Processing the output file
Now let us take the output file: input.graph.part.4. Here we perform clustering separately for graph with unit / distinct edge weights respectively. The number of lines in this output file is same as the number of objects considered for clustering. In the output file, the first entry belongs to the cluster to which the first term is belonging to. For e.g. the first entry is 1 implies that the first term 'Human' belongs to cluster 2 and the 12th entry contains 3 which implies that the term 'user' belongs to cluster 4. Thus number of entries in the output file is equal to the number of unique terms. We can group the terms by referring its corresponding cluster IDs from the output file. The following clusters show the terms grouped with respect to the graclus output for graph with unit edge weight.

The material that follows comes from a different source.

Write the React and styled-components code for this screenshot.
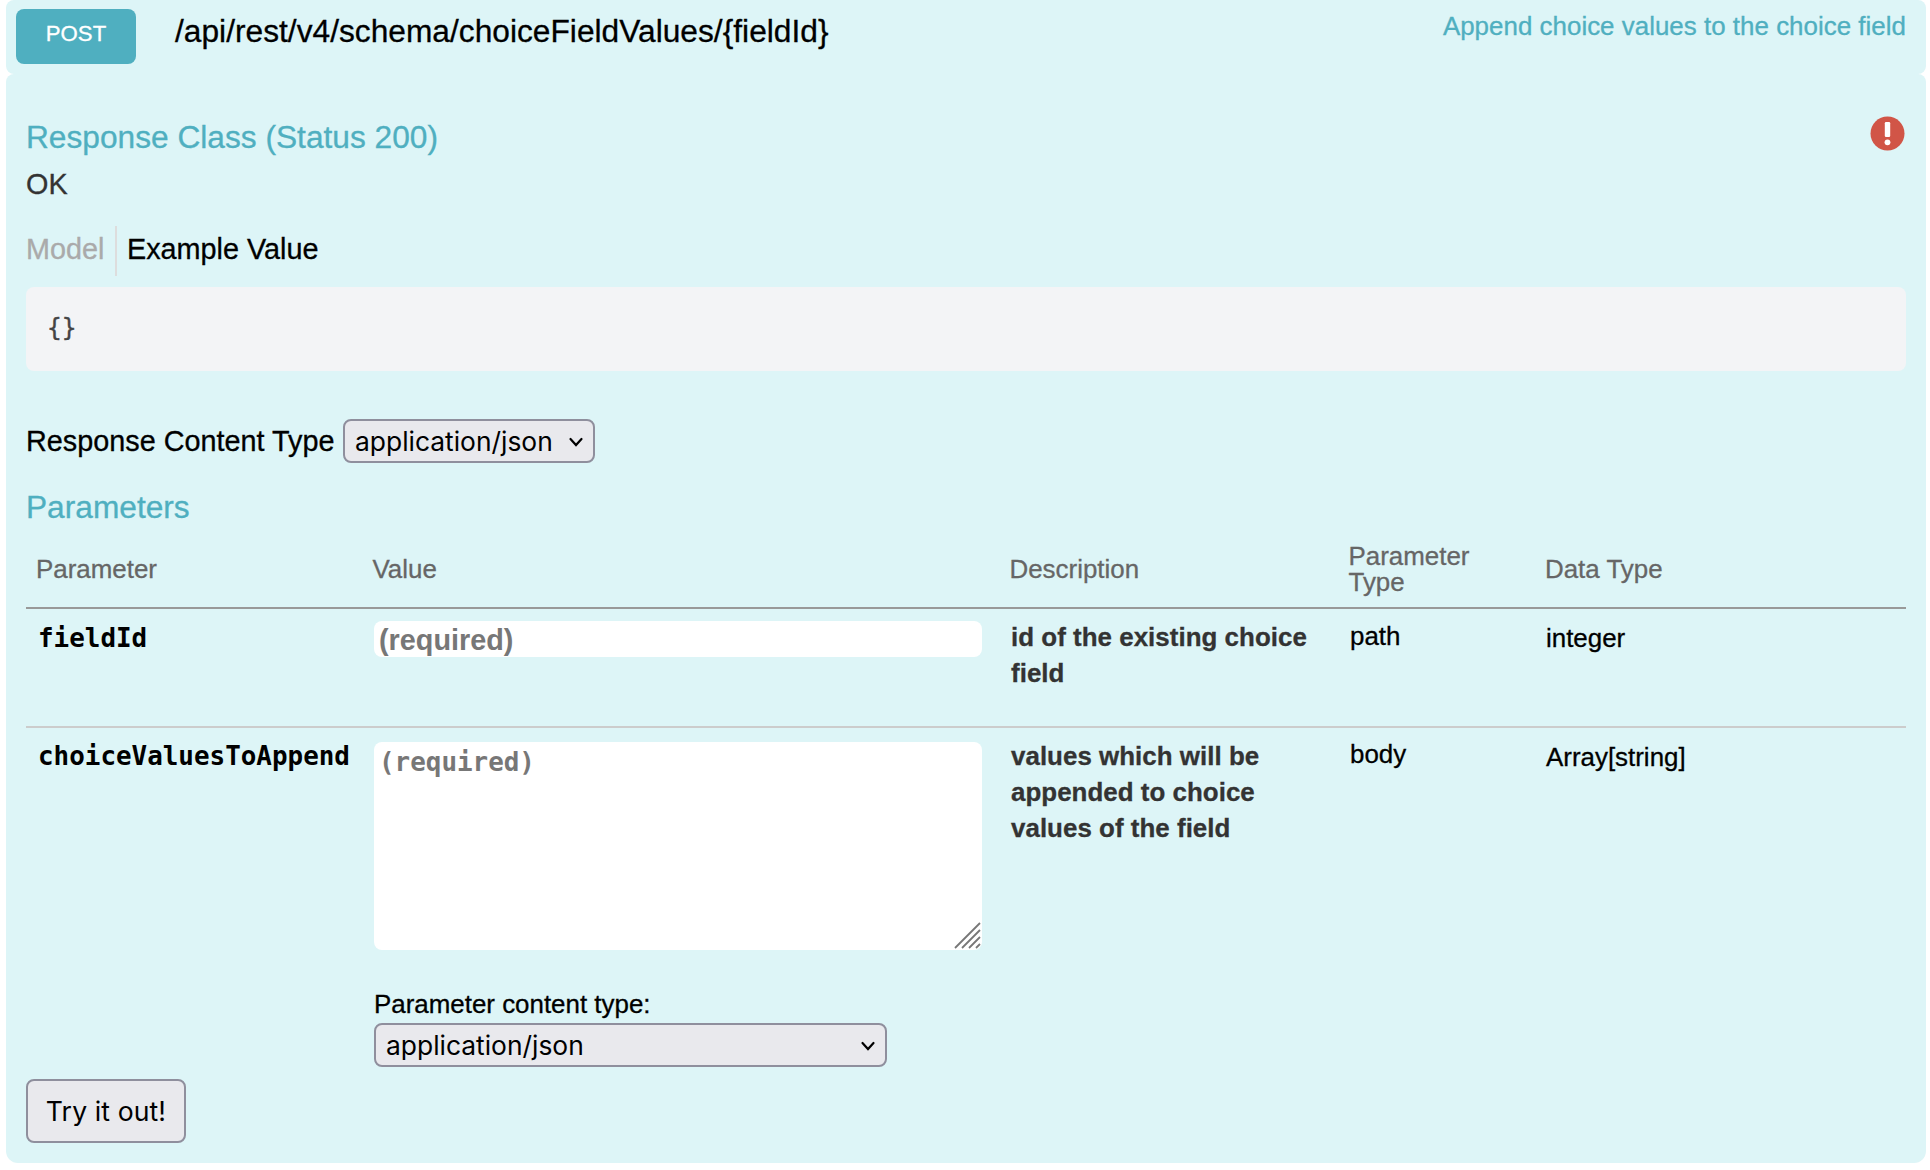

1: [machine, interface, for, Lab, computer]
2: [Human, of, system, engineering, testing, EPS]
3: [opinion, response, time, management]
4: [User, perceived]
When we use distinct edge weights, as it can be seen from the above clusters, the clusters formed with the associated terms is more coherent and meaningful. This indirectly refers to the purity of the clusters. The clustering with unit edge weights are also equally useful keeping in view of the reduced time and computational efforts. However, the effective clustering is done by the suitable choice of the objective function with the selected normalized cut and ratio association factors.
Graclus tool can be used in effective feature clustering to improve text classification, to improve the efficiency of Image segmentation, to find associated terms for understanding user contexts in Information retrieval, data mining, object/pattern recognition and many other interdisciplinary fields associated with machine learning techniques.